Uma prova de que o povo está de olhos e ouvidos bem abertos para as decisões políticas relacionadas à mineração está no caso de Cajamarca, departamento peruano. A imposição à fina força do projeto mineiro Conga deslanchou em uma paralisação sem precedentes na história da região. Quase tudo parou, pois ganhou forma e vida um protesto acalorado para dizer que a mineração não era bem vinda.
"Conga constitui um fato emblemático, mais de 50% dos peruamos optamos por uma mudança do modelo econômico e político e Ollanta Humala chegou ao poder sob palavra empenhada de promover ‘a grande transformação com inclusão social’, no entanto, após a instalação no governo, está implementando a mesma fórmula política de seu antecessor, pior ainda, pretende impor pela via da força (Estado de Emergência e Militarização de Cajamarca) um megaprojeto que não é viável”, lamenta Magdiel Carrion.
Não é incomum os chefes de Estado se renderem aos encantos da mineração e do lucro que ela propicia.

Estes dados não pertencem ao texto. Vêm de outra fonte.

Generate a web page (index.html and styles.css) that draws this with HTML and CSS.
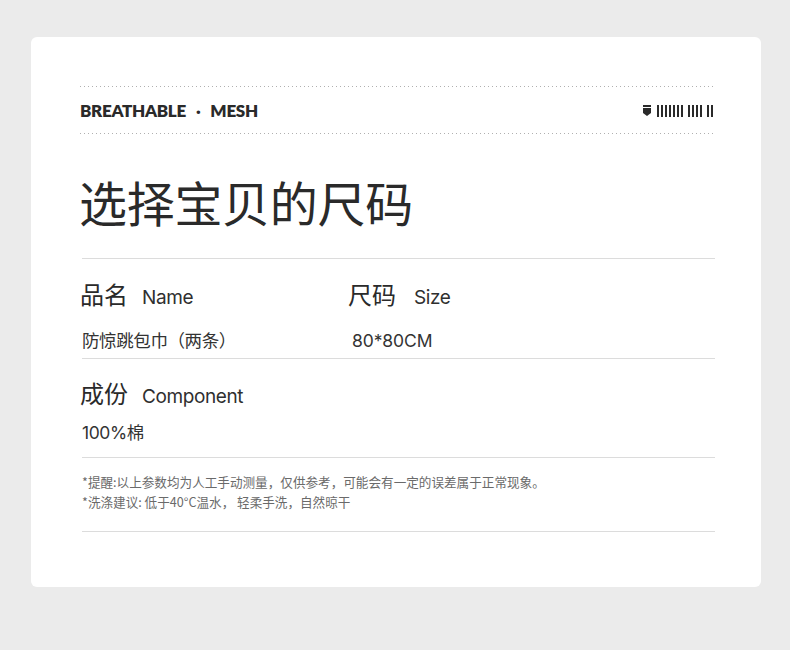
FILE: index.html
```html
<!DOCTYPE html>
<html lang="zh">
<head>
<meta charset="utf-8">
<title>选择宝贝的尺码</title>
<link rel="stylesheet" href="styles.css">
</head>
<body>
<div class="stage">
  <section class="card">
    <div class="dots"></div>
    <header class="brand">
      <div class="brand-text"><span>BREATHABLE</span><span class="mid">·</span><span>MESH</span></div>
      <div class="code">
        <svg class="shield" width="8" height="12" viewBox="0 0 8 12"><path d="M0 0H8V2H0Z M0 3H8V8L4 11L0 8Z" fill="#2a2a2a"/></svg>
        <div class="bars g7"><i></i><i></i><i></i><i></i><i></i><i></i><i></i></div>
        <div class="bars"><i></i><i></i><i></i><i></i></div>
        <div class="bars"><i></i><i></i></div>
      </div>
    </header>
    <div class="dots"></div>

    <h1 class="title">选择宝贝的尺码</h1>

    <div class="rule"></div>
    <div class="grid">
      <div class="cell">
        <div class="label"><span class="cn">品名</span><span class="en">Name</span></div>
        <div class="value">防惊跳包巾（两条）</div>
      </div>
      <div class="cell">
        <div class="label"><span class="cn">尺码</span><span class="en">Size</span></div>
        <div class="value latin">80*80CM</div>
      </div>
    </div>
    <div class="rule"></div>
    <div class="block">
      <div class="label"><span class="cn">成份</span><span class="en">Component</span></div>
      <div class="value">100%棉</div>
    </div>
    <div class="rule"></div>
    <div class="notes">
      <p>*提醒:以上参数均为人工手动测量，仅供参考，可能会有一定的误差属于正常现象。</p>
      <p>*洗涤建议: 低于40°C温水， 轻柔手洗，自然晾干</p>
    </div>
    <div class="rule"></div>
  </section>
</div>
</body>
</html>
```

FILE: styles.css
```css
* { box-sizing: border-box; margin: 0; padding: 0; }
html, body { background: #ffffff; }
body {
  font-family: "Inter", "Noto Sans CJK SC", "Noto Sans", sans-serif;
  color: #2b2b2b;
}
.stage {
  background: #ebebeb;
  height: 650px;
  padding: 37px 29px 0 31px;
}
.card {
  background: #ffffff;
  border-radius: 6px;
  height: 550px;
  width: 730px;
  padding: 49px 46px 0 49px;
}
.dots {
  height: 1px;
  background-image: linear-gradient(to right, #b0b0b0 0 1px, transparent 1px 4px);
  background-size: 4px 1px;
  background-repeat: repeat-x;
  margin-right: 2px;
}
.brand {
  height: 46px;
  display: flex;
  align-items: center;
  justify-content: space-between;
  padding-right: 2px;
}
.brand-text {
  font-family: "Lato", "DejaVu Sans", sans-serif;
  font-weight: 800;
  font-size: 17px;
  letter-spacing: -0.3px;
  color: #2a2a2a;
  display: flex;
  align-items: center;
  gap: 10px;
  padding-top: 1px;
}
.brand-text .mid { font-weight: 900; }
.code {
  display: flex;
  align-items: center;
  gap: 5px;
  padding-top: 1px;
}
.shield { display: block; margin-right: 1px; }
.bars { display: flex; gap: 2px; }
.bars i {
  display: block;
  width: 2px;
  height: 12px;
  background: #2a2a2a;
}
.title {
  font-family: "Noto Sans CJK SC", sans-serif;
  font-weight: 400;
  font-size: 48px;
  line-height: 47px;
  height: 47px;
  margin: 44px 0 33px -1px;
  color: #2a2a2a;
  letter-spacing: -0.3px;
}
.rule {
  height: 1px;
  background: #dcdcdc;
  margin-left: 2px;
}
.grid {
  display: grid;
  grid-template-columns: 268px 1fr;
  padding: 23px 0 9px;
}
.label {
  display: flex;
  align-items: baseline;
  height: 24px;
  line-height: 24px;
}
.label .cn { font-size: 24px; color: #2a2a2a; font-family: "Noto Sans CJK SC", sans-serif; }
.label .en {
  font-size: 19px;
  margin-left: 14px;
  color: #2f2f2f;
  letter-spacing: -0.4px;
}
.cell:nth-child(2) .label .en { margin-left: 18px; }
.value {
  font-size: 17.5px;
  line-height: 17px;
  margin-top: 26px;
  margin-left: 2px;
  color: #333;
  letter-spacing: -0.4px;
}
.value.latin { letter-spacing: -0.1px; }
.cell:nth-child(2) .value { margin-left: 4px; }
.block { padding: 22px 0 16px; }
.block .value { margin-top: 19px; }
.notes {
  padding: 14px 0 19px 2px;
  font-family: "Noto Sans CJK SC", sans-serif;
  font-size: 12.6px;
  line-height: 20px;
  color: #6a6a6a;
}
```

Os governos de países com grandes atrativos e reservas naturais cada dia mais se modernizam e criam aparatos para receber de braços abertos as transnacionais que trarão "desenvolvimento e progresso”.
Hoje, a América Latina tem a bagatela de mais de 2.100 empresas instaladas em seus países retirando principalmente de terras indígenas tudo que podem, seja ouro, prata, cobre, nióbio, ferro, manganês ou titânio. No olho do furacão estão México, Peru, Chile, Brasil e Argentina, onde se deve investir nos próximos anos 37 bilhões. Estes países estão na lista dos dez principais destinos da exploração mineira. Colômbia e Equador também estão sendo descobertos, ou seja, o ‘desenvolvimento’ começa a dar o ar da graça nestes países.

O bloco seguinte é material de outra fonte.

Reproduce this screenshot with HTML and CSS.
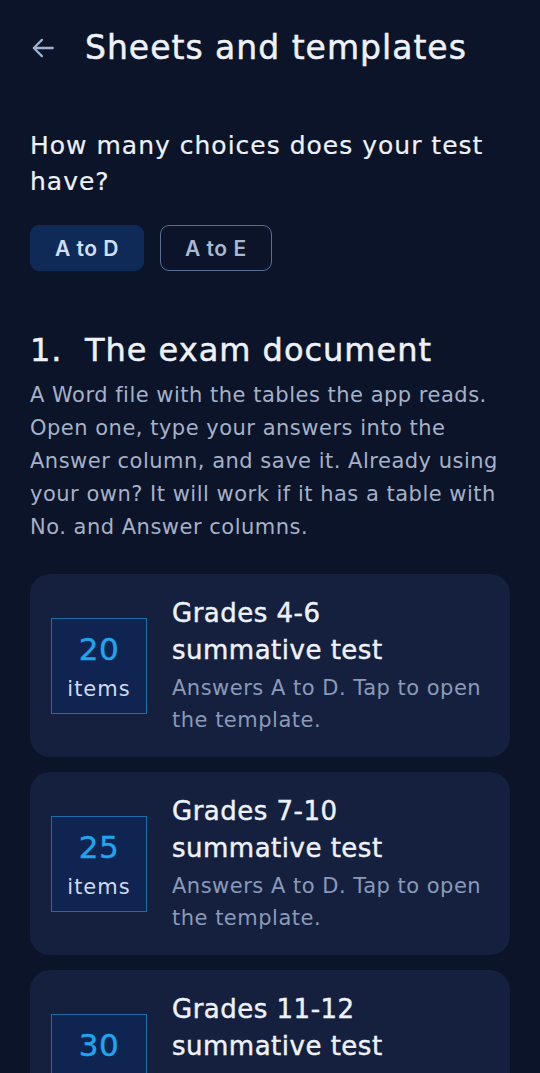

Atualmente, a América Latina é palco de 155 conflitos mineiros, envolvendo 168 projetos e 205 comunidades, segundo estima o Observatório Latino-Americano de Conflitos Ambiental (Olca). Com base na situação de Cajamarca, Magdiel Carrion prevê para 2012 um cenário complicado de exploração mineira e luta pelo direito de escolher o próprio modelo de desenvolvimento.